*Short exercise*
Among the records below, find each line that includes the string "this" and copy it.

*Task inputs*
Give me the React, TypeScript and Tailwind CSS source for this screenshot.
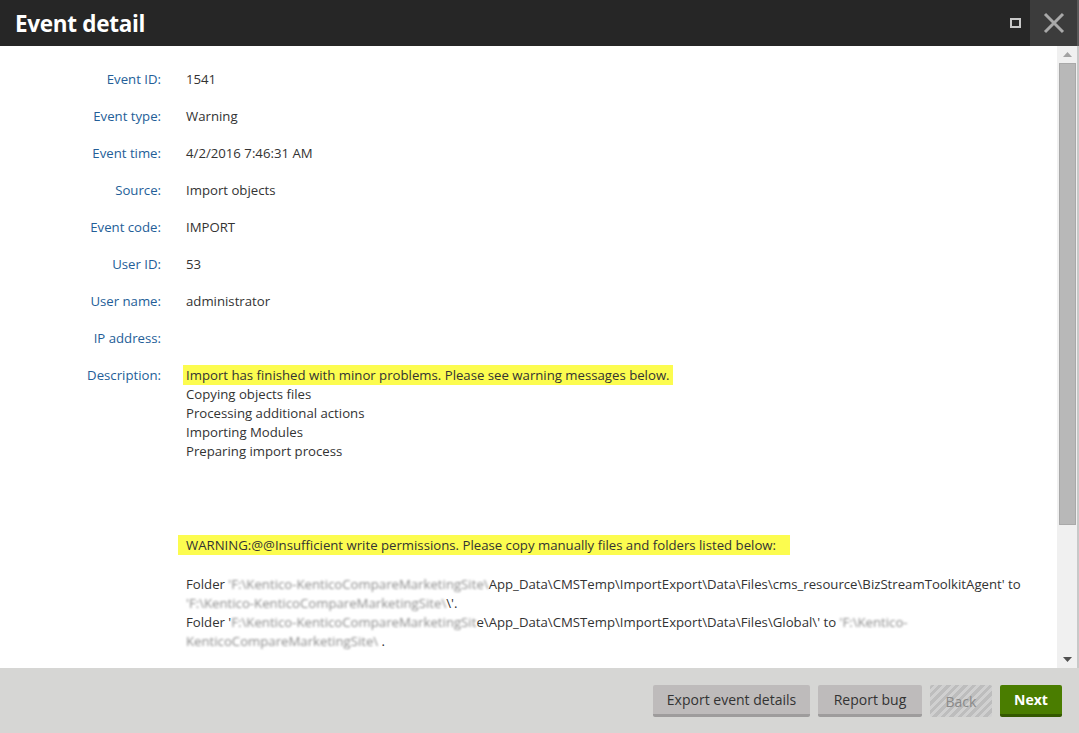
* * *
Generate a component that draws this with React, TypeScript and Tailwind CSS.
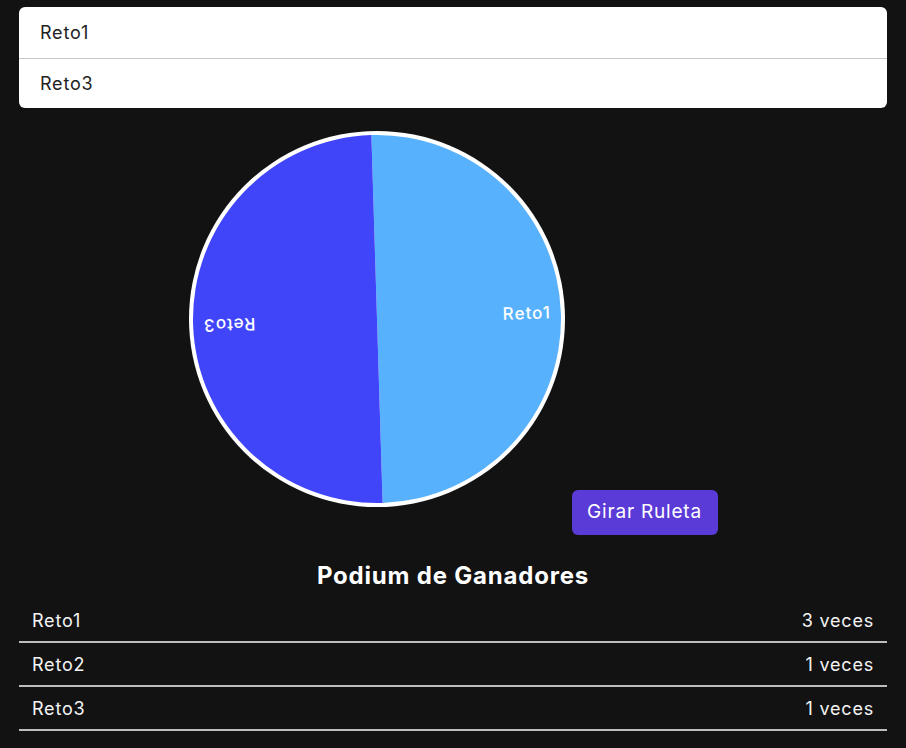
...
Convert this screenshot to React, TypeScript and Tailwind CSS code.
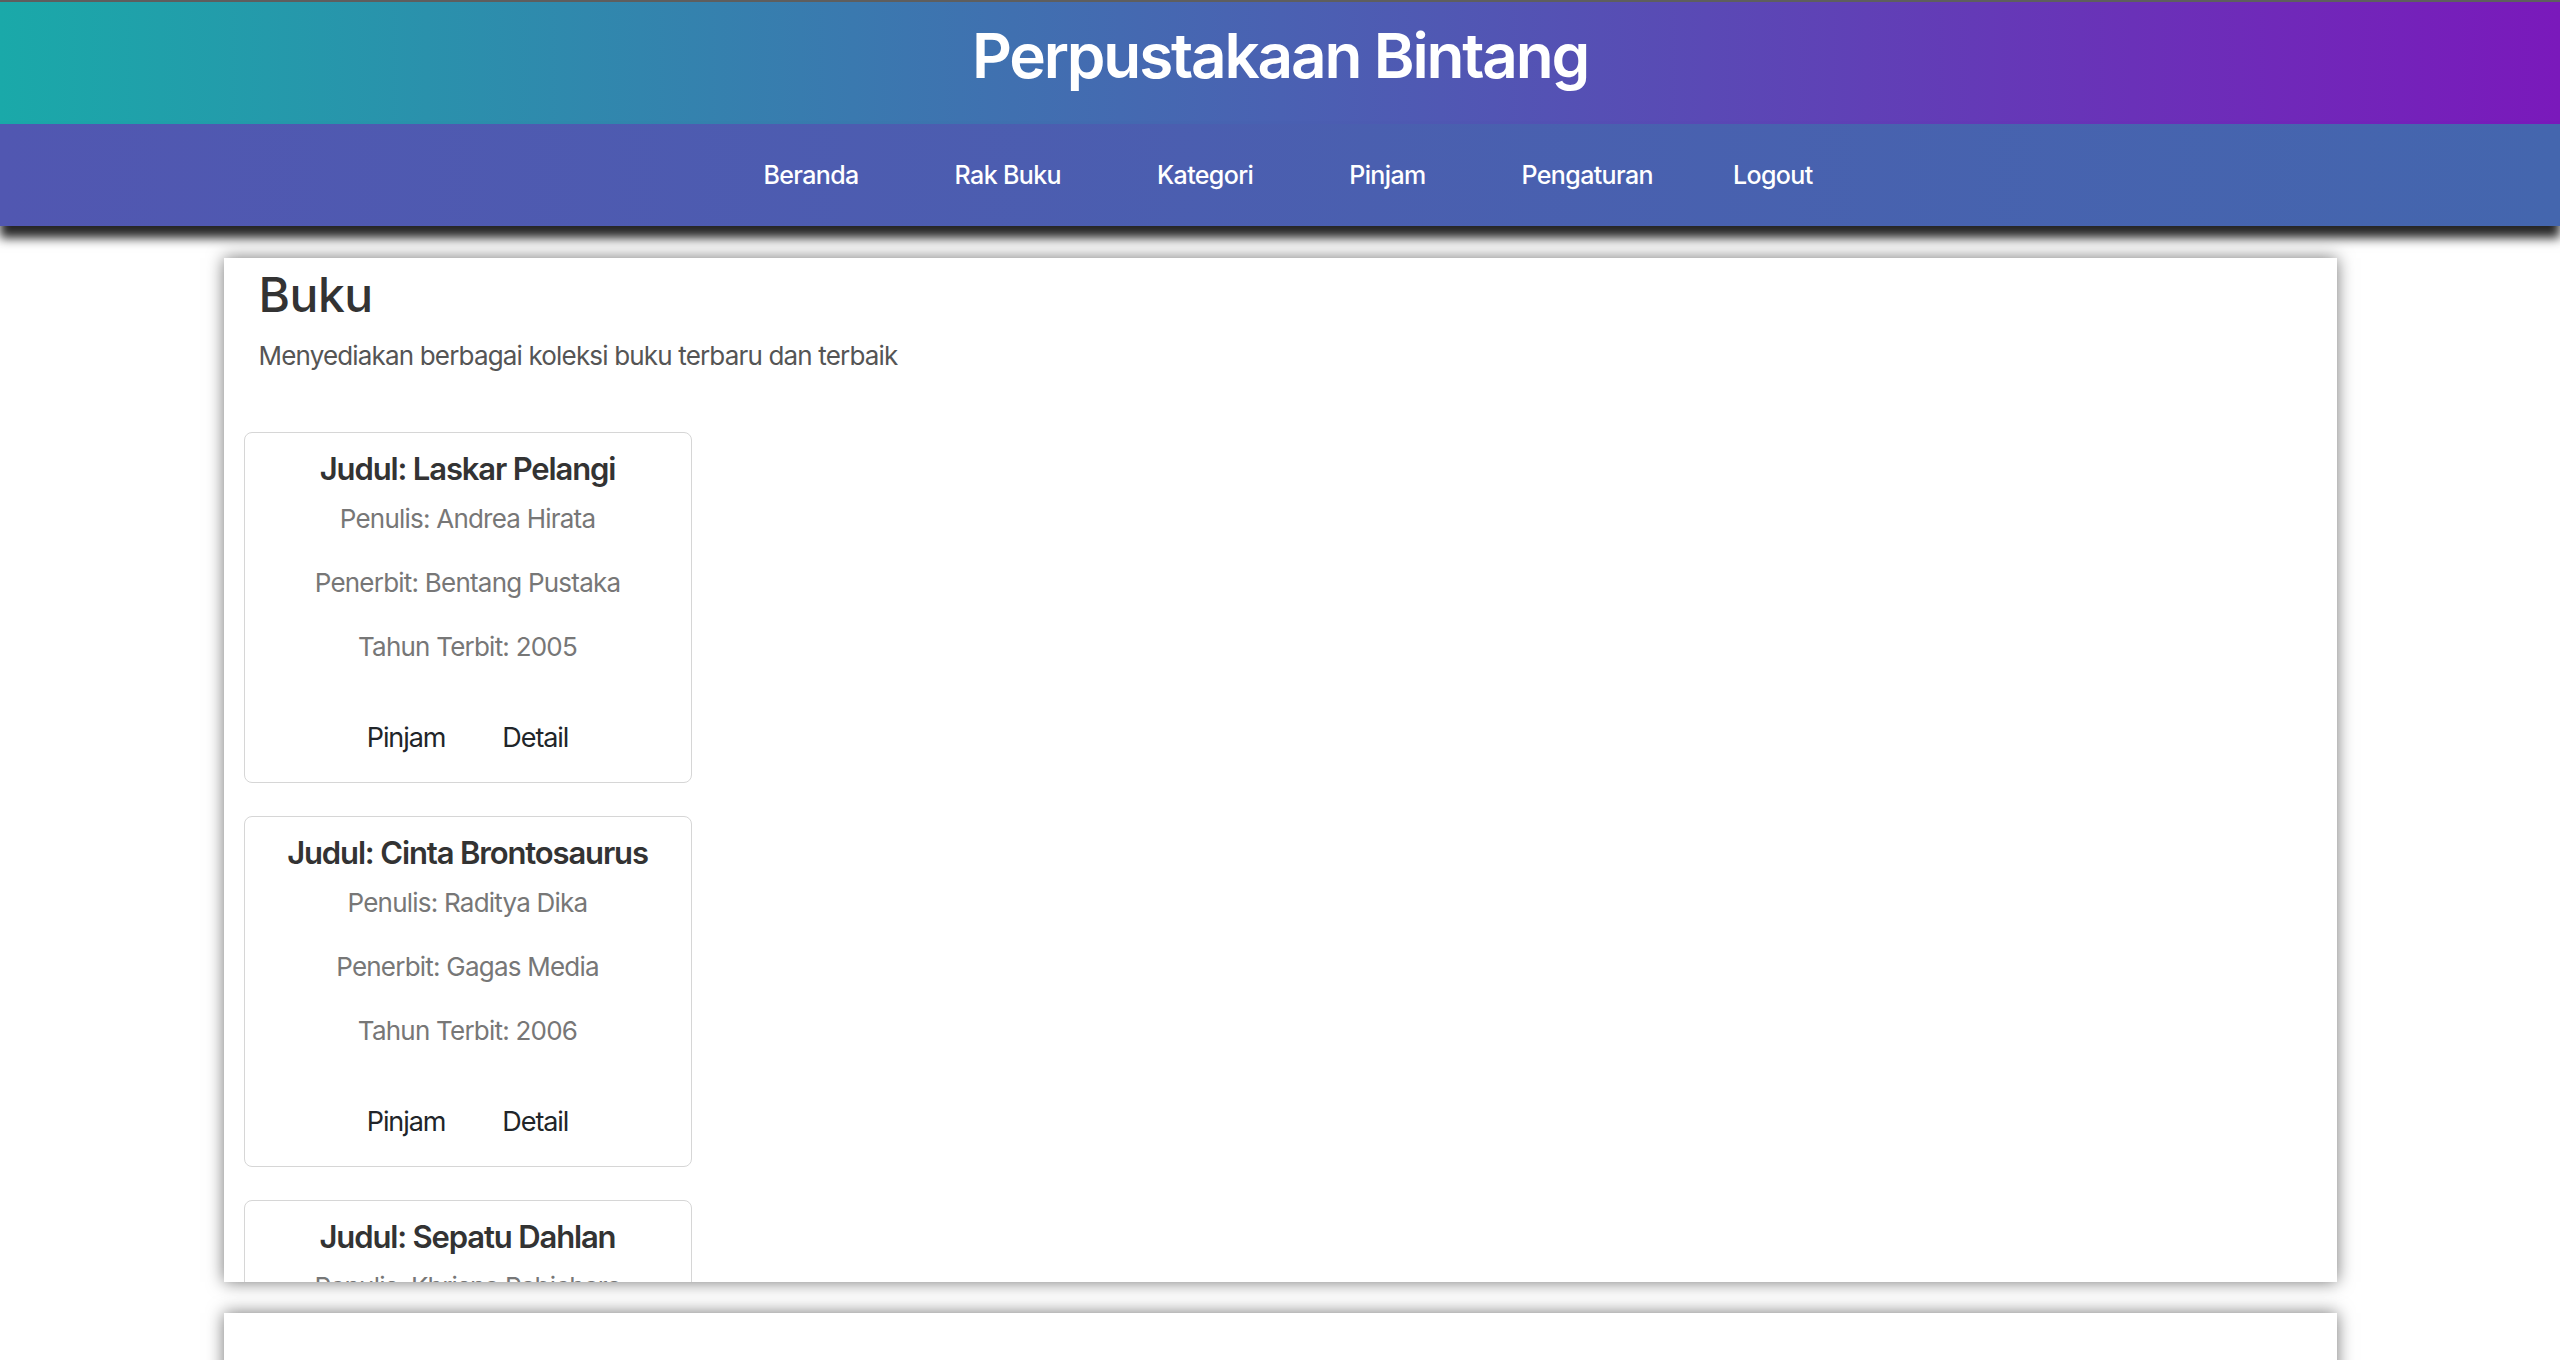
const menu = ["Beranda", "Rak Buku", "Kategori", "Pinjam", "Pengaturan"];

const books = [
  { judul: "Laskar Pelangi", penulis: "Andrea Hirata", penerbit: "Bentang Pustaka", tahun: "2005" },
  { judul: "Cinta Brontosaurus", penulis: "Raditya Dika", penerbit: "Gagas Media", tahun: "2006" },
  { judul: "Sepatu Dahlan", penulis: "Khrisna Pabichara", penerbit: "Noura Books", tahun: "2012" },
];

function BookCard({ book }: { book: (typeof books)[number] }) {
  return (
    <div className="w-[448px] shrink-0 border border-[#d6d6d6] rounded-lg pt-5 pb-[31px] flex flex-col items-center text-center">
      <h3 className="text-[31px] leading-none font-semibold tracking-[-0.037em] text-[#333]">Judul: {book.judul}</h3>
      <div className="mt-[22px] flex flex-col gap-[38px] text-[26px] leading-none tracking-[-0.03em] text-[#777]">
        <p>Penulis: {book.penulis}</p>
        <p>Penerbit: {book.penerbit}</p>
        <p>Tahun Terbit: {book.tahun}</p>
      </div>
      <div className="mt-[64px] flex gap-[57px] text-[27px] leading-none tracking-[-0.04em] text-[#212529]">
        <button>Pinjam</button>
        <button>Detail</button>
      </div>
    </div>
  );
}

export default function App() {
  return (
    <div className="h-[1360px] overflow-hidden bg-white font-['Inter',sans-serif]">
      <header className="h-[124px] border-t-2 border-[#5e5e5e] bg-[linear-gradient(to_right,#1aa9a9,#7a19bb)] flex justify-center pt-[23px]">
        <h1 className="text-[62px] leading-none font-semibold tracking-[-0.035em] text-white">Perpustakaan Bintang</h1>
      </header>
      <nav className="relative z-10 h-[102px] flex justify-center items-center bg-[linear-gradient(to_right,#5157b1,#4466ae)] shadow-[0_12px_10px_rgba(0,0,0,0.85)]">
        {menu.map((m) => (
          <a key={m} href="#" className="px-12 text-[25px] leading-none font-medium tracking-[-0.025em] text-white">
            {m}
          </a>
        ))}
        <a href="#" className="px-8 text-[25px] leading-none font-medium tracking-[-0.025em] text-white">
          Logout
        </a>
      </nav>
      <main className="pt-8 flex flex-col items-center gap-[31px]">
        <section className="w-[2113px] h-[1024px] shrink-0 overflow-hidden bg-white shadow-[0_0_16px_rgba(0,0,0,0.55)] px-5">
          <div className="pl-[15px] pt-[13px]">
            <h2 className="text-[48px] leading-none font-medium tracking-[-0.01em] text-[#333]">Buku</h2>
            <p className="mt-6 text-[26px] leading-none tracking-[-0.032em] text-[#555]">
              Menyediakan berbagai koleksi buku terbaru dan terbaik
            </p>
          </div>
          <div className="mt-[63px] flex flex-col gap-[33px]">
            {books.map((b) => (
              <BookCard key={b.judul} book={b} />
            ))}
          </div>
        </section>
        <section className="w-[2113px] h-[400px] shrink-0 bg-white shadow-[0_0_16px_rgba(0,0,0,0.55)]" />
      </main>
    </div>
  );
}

*Worked solution*
Give me the React, TypeScript and Tailwind CSS source for this screenshot.
Generate a component that draws this with React, TypeScript and Tailwind CSS.
Convert this screenshot to React, TypeScript and Tailwind CSS code.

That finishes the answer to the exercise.